THE PROBLEM |
Reproduce the listing below in full and without alteration, apart from its pictures.

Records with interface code
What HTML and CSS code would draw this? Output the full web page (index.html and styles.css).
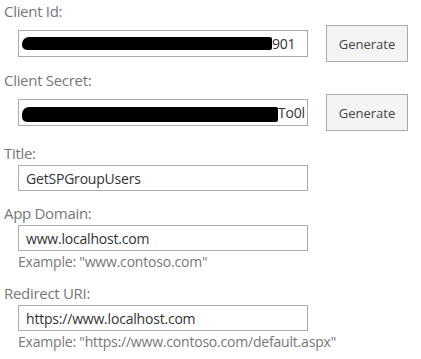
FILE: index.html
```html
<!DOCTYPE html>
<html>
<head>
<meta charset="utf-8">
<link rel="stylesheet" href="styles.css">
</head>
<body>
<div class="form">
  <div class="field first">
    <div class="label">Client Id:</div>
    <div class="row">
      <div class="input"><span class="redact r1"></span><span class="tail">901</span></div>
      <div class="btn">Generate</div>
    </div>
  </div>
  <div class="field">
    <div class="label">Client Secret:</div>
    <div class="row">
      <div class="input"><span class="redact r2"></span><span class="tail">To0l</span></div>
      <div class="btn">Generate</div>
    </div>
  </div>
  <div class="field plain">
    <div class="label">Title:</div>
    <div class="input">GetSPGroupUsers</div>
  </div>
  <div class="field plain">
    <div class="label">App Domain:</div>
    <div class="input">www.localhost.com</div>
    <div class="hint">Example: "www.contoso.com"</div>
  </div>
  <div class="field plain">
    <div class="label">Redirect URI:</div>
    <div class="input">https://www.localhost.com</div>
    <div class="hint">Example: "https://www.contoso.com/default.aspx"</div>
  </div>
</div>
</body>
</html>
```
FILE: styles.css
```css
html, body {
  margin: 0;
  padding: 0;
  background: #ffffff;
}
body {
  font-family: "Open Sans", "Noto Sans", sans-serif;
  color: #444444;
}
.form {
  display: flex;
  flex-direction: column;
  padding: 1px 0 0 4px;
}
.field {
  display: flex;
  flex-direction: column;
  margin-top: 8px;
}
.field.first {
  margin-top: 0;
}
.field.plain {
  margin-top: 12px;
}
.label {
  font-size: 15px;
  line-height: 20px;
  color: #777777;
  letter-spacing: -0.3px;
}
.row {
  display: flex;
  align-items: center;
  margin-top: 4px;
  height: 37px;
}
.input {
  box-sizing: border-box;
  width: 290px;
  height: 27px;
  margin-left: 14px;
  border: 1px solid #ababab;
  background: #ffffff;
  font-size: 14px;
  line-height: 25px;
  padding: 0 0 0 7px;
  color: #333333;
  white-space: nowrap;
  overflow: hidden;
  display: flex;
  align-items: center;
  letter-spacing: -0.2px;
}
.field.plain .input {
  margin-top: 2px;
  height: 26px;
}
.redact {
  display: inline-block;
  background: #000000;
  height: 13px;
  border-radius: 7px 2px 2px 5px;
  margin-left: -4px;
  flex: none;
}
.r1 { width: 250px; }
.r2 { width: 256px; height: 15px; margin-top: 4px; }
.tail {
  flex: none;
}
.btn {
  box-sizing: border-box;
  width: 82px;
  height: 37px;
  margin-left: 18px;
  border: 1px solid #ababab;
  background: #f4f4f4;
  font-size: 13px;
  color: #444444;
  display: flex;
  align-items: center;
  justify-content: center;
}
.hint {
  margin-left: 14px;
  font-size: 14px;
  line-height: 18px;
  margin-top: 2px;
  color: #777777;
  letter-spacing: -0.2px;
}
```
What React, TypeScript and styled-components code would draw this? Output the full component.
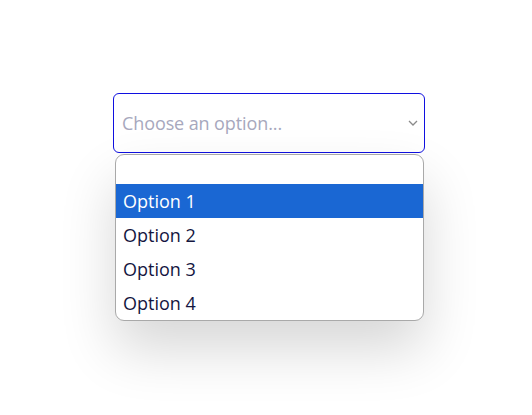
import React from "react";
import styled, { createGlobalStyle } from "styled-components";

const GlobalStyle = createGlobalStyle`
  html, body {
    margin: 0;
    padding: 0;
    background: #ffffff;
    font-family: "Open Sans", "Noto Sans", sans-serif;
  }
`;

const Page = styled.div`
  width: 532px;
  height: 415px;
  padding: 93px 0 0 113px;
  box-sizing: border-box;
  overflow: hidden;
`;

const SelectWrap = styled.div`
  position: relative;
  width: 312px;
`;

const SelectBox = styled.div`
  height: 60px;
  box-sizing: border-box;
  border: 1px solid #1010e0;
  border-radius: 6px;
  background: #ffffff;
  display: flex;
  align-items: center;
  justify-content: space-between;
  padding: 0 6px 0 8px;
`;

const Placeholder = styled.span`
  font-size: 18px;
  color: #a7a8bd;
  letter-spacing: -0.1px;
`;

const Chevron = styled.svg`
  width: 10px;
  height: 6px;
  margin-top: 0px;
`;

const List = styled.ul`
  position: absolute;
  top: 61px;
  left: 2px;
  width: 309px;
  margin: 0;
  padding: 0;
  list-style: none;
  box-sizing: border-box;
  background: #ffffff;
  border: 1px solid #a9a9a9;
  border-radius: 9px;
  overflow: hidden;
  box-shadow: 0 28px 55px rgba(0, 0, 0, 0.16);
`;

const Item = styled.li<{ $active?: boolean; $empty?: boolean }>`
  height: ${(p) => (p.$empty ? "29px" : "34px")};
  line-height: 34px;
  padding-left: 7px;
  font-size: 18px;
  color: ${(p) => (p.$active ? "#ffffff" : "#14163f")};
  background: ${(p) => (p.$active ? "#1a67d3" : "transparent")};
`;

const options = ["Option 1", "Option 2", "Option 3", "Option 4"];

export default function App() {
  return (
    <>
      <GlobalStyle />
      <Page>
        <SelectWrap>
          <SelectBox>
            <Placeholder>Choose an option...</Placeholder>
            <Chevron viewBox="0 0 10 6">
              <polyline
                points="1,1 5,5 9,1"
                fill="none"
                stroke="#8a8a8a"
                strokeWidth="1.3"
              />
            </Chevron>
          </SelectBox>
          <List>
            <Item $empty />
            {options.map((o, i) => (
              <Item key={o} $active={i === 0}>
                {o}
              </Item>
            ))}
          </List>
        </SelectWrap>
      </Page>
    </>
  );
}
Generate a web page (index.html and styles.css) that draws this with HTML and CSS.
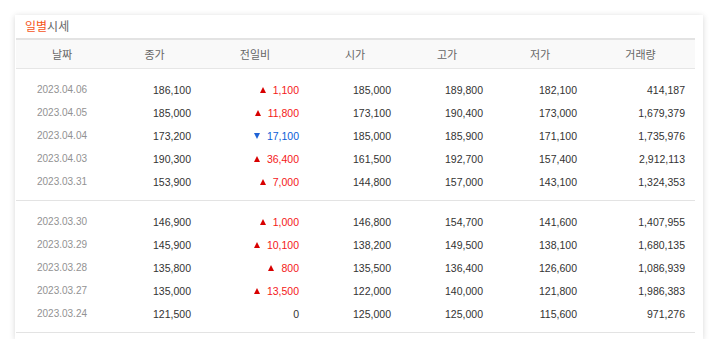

RIGHT ANSWER |
What HTML and CSS code would draw this? Output the full web page (index.html and styles.css).
FILE: index.html
```html
<!DOCTYPE html>
<html>
<head>
<meta charset="utf-8">
<link rel="stylesheet" href="styles.css">
</head>
<body>
<div class="form">
  <div class="field first">
    <div class="label">Client Id:</div>
    <div class="row">
      <div class="input"><span class="redact r1"></span><span class="tail">901</span></div>
      <div class="btn">Generate</div>
    </div>
  </div>
  <div class="field">
    <div class="label">Client Secret:</div>
    <div class="row">
      <div class="input"><span class="redact r2"></span><span class="tail">To0l</span></div>
      <div class="btn">Generate</div>
    </div>
  </div>
  <div class="field plain">
    <div class="label">Title:</div>
    <div class="input">GetSPGroupUsers</div>
  </div>
  <div class="field plain">
    <div class="label">App Domain:</div>
    <div class="input">www.localhost.com</div>
    <div class="hint">Example: "www.contoso.com"</div>
  </div>
  <div class="field plain">
    <div class="label">Redirect URI:</div>
    <div class="input">https://www.localhost.com</div>
    <div class="hint">Example: "https://www.contoso.com/default.aspx"</div>
  </div>
</div>
</body>
</html>
```
FILE: styles.css
```css
html, body {
  margin: 0;
  padding: 0;
  background: #ffffff;
}
body {
  font-family: "Open Sans", "Noto Sans", sans-serif;
  color: #444444;
}
.form {
  display: flex;
  flex-direction: column;
  padding: 1px 0 0 4px;
}
.field {
  display: flex;
  flex-direction: column;
  margin-top: 8px;
}
.field.first {
  margin-top: 0;
}
.field.plain {
  margin-top: 12px;
}
.label {
  font-size: 15px;
  line-height: 20px;
  color: #777777;
  letter-spacing: -0.3px;
}
.row {
  display: flex;
  align-items: center;
  margin-top: 4px;
  height: 37px;
}
.input {
  box-sizing: border-box;
  width: 290px;
  height: 27px;
  margin-left: 14px;
  border: 1px solid #ababab;
  background: #ffffff;
  font-size: 14px;
  line-height: 25px;
  padding: 0 0 0 7px;
  color: #333333;
  white-space: nowrap;
  overflow: hidden;
  display: flex;
  align-items: center;
  letter-spacing: -0.2px;
}
.field.plain .input {
  margin-top: 2px;
  height: 26px;
}
.redact {
  display: inline-block;
  background: #000000;
  height: 13px;
  border-radius: 7px 2px 2px 5px;
  margin-left: -4px;
  flex: none;
}
.r1 { width: 250px; }
.r2 { width: 256px; height: 15px; margin-top: 4px; }
.tail {
  flex: none;
}
.btn {
  box-sizing: border-box;
  width: 82px;
  height: 37px;
  margin-left: 18px;
  border: 1px solid #ababab;
  background: #f4f4f4;
  font-size: 13px;
  color: #444444;
  display: flex;
  align-items: center;
  justify-content: center;
}
.hint {
  margin-left: 14px;
  font-size: 14px;
  line-height: 18px;
  margin-top: 2px;
  color: #777777;
  letter-spacing: -0.2px;
}
```
What React, TypeScript and styled-components code would draw this? Output the full component.
import React from "react";
import styled, { createGlobalStyle } from "styled-components";

const GlobalStyle = createGlobalStyle`
  html, body {
    margin: 0;
    padding: 0;
    background: #ffffff;
    font-family: "Open Sans", "Noto Sans", sans-serif;
  }
`;

const Page = styled.div`
  width: 532px;
  height: 415px;
  padding: 93px 0 0 113px;
  box-sizing: border-box;
  overflow: hidden;
`;

const SelectWrap = styled.div`
  position: relative;
  width: 312px;
`;

const SelectBox = styled.div`
  height: 60px;
  box-sizing: border-box;
  border: 1px solid #1010e0;
  border-radius: 6px;
  background: #ffffff;
  display: flex;
  align-items: center;
  justify-content: space-between;
  padding: 0 6px 0 8px;
`;

const Placeholder = styled.span`
  font-size: 18px;
  color: #a7a8bd;
  letter-spacing: -0.1px;
`;

const Chevron = styled.svg`
  width: 10px;
  height: 6px;
  margin-top: 0px;
`;

const List = styled.ul`
  position: absolute;
  top: 61px;
  left: 2px;
  width: 309px;
  margin: 0;
  padding: 0;
  list-style: none;
  box-sizing: border-box;
  background: #ffffff;
  border: 1px solid #a9a9a9;
  border-radius: 9px;
  overflow: hidden;
  box-shadow: 0 28px 55px rgba(0, 0, 0, 0.16);
`;

const Item = styled.li<{ $active?: boolean; $empty?: boolean }>`
  height: ${(p) => (p.$empty ? "29px" : "34px")};
  line-height: 34px;
  padding-left: 7px;
  font-size: 18px;
  color: ${(p) => (p.$active ? "#ffffff" : "#14163f")};
  background: ${(p) => (p.$active ? "#1a67d3" : "transparent")};
`;

const options = ["Option 1", "Option 2", "Option 3", "Option 4"];

export default function App() {
  return (
    <>
      <GlobalStyle />
      <Page>
        <SelectWrap>
          <SelectBox>
            <Placeholder>Choose an option...</Placeholder>
            <Chevron viewBox="0 0 10 6">
              <polyline
                points="1,1 5,5 9,1"
                fill="none"
                stroke="#8a8a8a"
                strokeWidth="1.3"
              />
            </Chevron>
          </SelectBox>
          <List>
            <Item $empty />
            {options.map((o, i) => (
              <Item key={o} $active={i === 0}>
                {o}
              </Item>
            ))}
          </List>
        </SelectWrap>
      </Page>
    </>
  );
}
Generate a web page (index.html and styles.css) that draws this with HTML and CSS.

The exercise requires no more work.